Dark Shirt With Subtle Print
A dark button-up with a subtle pattern, tucked into black pants. The pattern is dark enough that it reads as nearly solid from a distance but reveals detail up close. This is the professional version of goth: appropriate for workplaces that tolerate dark aesthetics but not theatrical ones. The tuck and the clean pant line keep it sharp.
Building the Wardrobe
Start with basics: black jeans, black tee, black boots. Then add one texture piece (velvet jacket or floral shirt), one statement piece (leather coat or platform boots), and silver accessories (rings, chains, a watch with a dark face). That gives you enough to build both everyday and going-out goth without owning a closet full of costumes. The best goth wardrobe is not the biggest.
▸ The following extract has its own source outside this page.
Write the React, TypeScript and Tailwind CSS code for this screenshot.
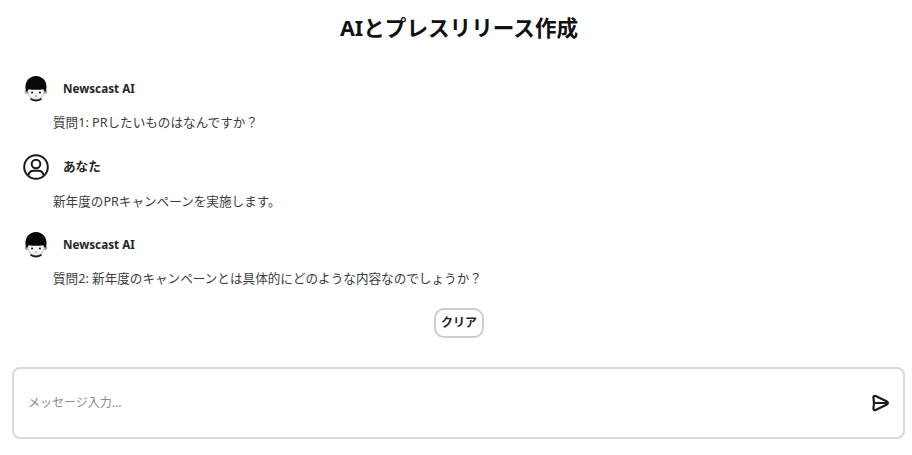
const font = { fontFamily: '"Noto Sans", "Noto Sans CJK JP", sans-serif' };

function Avatar() {
  return (
    <svg width="28" height="28" viewBox="0 0 28 28" className="shrink-0">
      <path d="M8 24.5 Q14 28.5 20 24.5 L18 21 H10 Z" fill="#1a1a1a" />
      <circle cx="4.6" cy="17" r="2" fill="#aaa" />
      <circle cx="23.4" cy="17" r="2" fill="#aaa" />
      <ellipse cx="14" cy="17" rx="8.2" ry="7.4" fill="#f6f6f6" stroke="#888" strokeWidth="0.5" />
      <path d="M4 16.5 C1.4 6 8 1 14 1 C20 1 26.6 6 24 16.5 L22.6 16.5 C22.4 15.4 22 14.6 21.4 14.2 C17 15 11 15 6.6 14.2 C6 14.6 5.6 15.4 5.4 16.5 Z" fill="#080808" />
      <rect x="9" y="16.4" width="2.2" height="2.2" rx="1" fill="#222" />
      <rect x="16.8" y="16.4" width="2.2" height="2.2" rx="1" fill="#222" />
      <path d="M12.5 21 H15.5" stroke="#777" strokeWidth="0.7" />
    </svg>
  );
}

function UserIcon() {
  return (
    <svg width="28" height="28" viewBox="0 0 28 28" fill="none" stroke="#1a1a1a" strokeWidth="2" className="shrink-0">
      <circle cx="14" cy="14" r="11.8" />
      <circle cx="14" cy="11" r="4.3" />
      <path d="M6.3 22.5 C7 19.2 9.5 17.8 11.5 17.8 H16.5 C18.5 17.8 21 19.2 21.7 22.5" />
    </svg>
  );
}

function Message({ ai, name, text, top, gap }: { ai?: boolean; name: string; text: string; top: string; gap: string }) {
  return (
    <div className={top}>
      <div className="flex items-center h-7 gap-[13px] pl-[22px]">
        {ai ? <Avatar /> : <UserIcon />}
        <span className={`font-bold text-[#262626] ${ai ? "text-[11.7px]" : "text-[12.6px]"}`}>{name}</span>
      </div>
      <p className={`pl-[53px] ${gap} text-[12.6px] leading-[20px] text-[#3c3c3c]`}>{text}</p>
    </div>
  );
}

export default function App() {
  return (
    <div className="w-[912px] h-[455px] bg-white overflow-hidden" style={font}>
      <h1 className="pt-[14px] pl-[6px] text-center text-[21.6px] leading-[28px] font-bold text-[#111]">AIとプレスリリース作成</h1>
      <Message ai name="Newscast AI" text="質問1: PRしたいものはなんですか？" top="mt-[33px]" gap="mt-[10px]" />
      <Message name="あなた" text="新年度のPRキャンペーンを実施します。" top="mt-[20px]" gap="mt-[11px]" />
      <Message ai name="Newscast AI" text="質問2: 新年度のキャンペーンとは具体的にどのような内容なのでしょうか？" top="mt-[19px]" gap="mt-[10px]" />
      <div className="flex justify-center mt-[19px] pl-[6px]">
        <button className="w-[50px] h-[30px] rounded-[10px] border-2 border-[#cdcdcd] bg-white text-[12px] font-bold text-[#222]">クリア</button>
      </div>
      <div className="mx-[12px] mt-[29px] w-[893px] h-[72px] rounded-[8px] border-2 border-[#d9d9d9] flex items-center justify-between pl-[14px] pr-[13px]">
        <span className="text-[12px] text-[#8a8a8a]">メッセージ入力...</span>
        <svg width="20" height="20" viewBox="0 0 20 20" fill="none" stroke="#1c1c1c" strokeWidth="2.2" strokeLinejoin="round" strokeLinecap="round">
          <path d="M3.4 4.4 C3.4 3 4.5 2.6 5.6 3 L17 8.6 C18.2 9.3 18.2 10.7 17 11.4 L5.6 17 C4.5 17.4 3.4 17 3.4 15.6 L4 10 Z" />
          <path d="M4 10 H16.5" />
        </svg>
      </div>
    </div>
  );
}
It is the most considered.
FAQ
How do you wear goth fashion without looking like a costume?
Focus on texture and accessories rather than dramatic silhouettes. A velvet jacket, silver jewelry, or a dark floral shirt signals goth within a normal outfit shape. Keep the fit clean and let one or two elements carry the aesthetic instead of everything at once.
What colors work in goth men fashion besides black?
Deep red, dark burgundy, charcoal gray, and dark forest green all work within a goth palette. Use them as accent pieces, like a red vest under a black coat or a burgundy scarf, rather than as full outfit colors.
What is the difference between goth and grunge fashion for men?
Goth uses cleaner fits, darker textures like velvet and leather, and silver accessories. Grunge is looser, more distressed, and relies on layered flannel, ripped denim, and a deliberately unfinished look. Both are dark, but goth is more controlled while grunge is more chaotic.